I don’t want to dwell on it too much, but that was the worst-run tournament I’ve ever been to in my life.
Before I go, I want to share a deck with you that made Top 8 at last Sunday’s PTQ in Delaware.
"W/B Zombie Pod"
- Creatures (33)
- 1 Leonin Relic-Warder
- 1 Mirran Crusader
- 1 Stonehorn Dignitary
- 3 Blade Splicer
- 3 Butcher Ghoul
- 3 Diregraf Ghoul
- 4 Blood Artist
- 4 Geralf's Messenger
- 4 Gravecrawler
- 4 Phyrexian Obliterator
- 4 Restoration Angel
- 1 Phyrexian Metamorph
- Spells (6)
- 3 Tragic Slip
- 3 Birthing Pod
- Lands (23)
- 10 Swamp
- 5 Plains
- 4 Cavern of Souls
- 4 Isolated Chapel
- Sideboard (15)
- 2 Suture Priest
- 1 Leonin Relic-Warder
- 2 Phyrexian Metamorph
- 2 Divine Offering
- 3 Thalia, Guardian of Thraben
- 3 Nihil Spellbomb
- 1 Stonehorn Dignitary
- 1 Birthing Pod
Podding Geralf's Messenger into Restoration Angel is too much sexy for me to handle. Plus, you get the life combo in the sideboard!?

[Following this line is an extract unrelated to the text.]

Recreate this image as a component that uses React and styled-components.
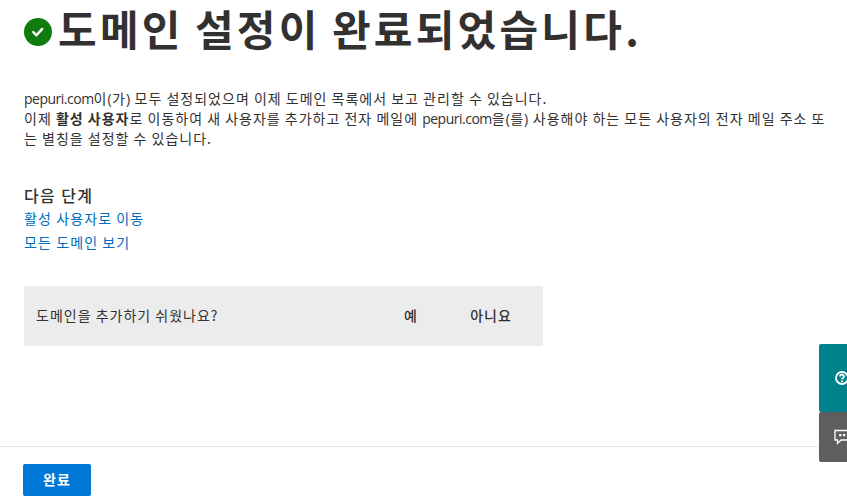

Here’s how the life combo works!
- You have a Suture Priest and a Leonin Relic-Warder in play.
- You cast Phyrexian Metamorph. Phyrexian Metamorph comes into play as a copy of Leonin Relic-Warder.
- The trigger of Suture Priest and the cloned Leonin Relic-Warder go on the stack. You put the cloned Leonin Relic-Warder trigger on the stack first.
- The Suture Priest trigger resolves. You gain 1 life.
- The enters-the-battlefield trigger for the cloned Leonin Relic-Warder goes on the stack. You target the cloned Leonin Relic-Warder with the ability; since it’s still an artifact because it’s a Phyrexian Metamorph, it’s a legal target.
- The cloned Leonin Relic-Warder leaves play. When Leonin Relic-Warder leaves play, you get to bring the exiled artifact back into play.
- Phyrexian Metamorph comes back into play as a copy of Leonin Relic-Warder.
- Go back to step three, repeat a bunch of times.
And then you have a lot of life, which is nice against all the Pod decks that don’t have any instant-speed spot removal. This deck is the stones, and I absolutely love it.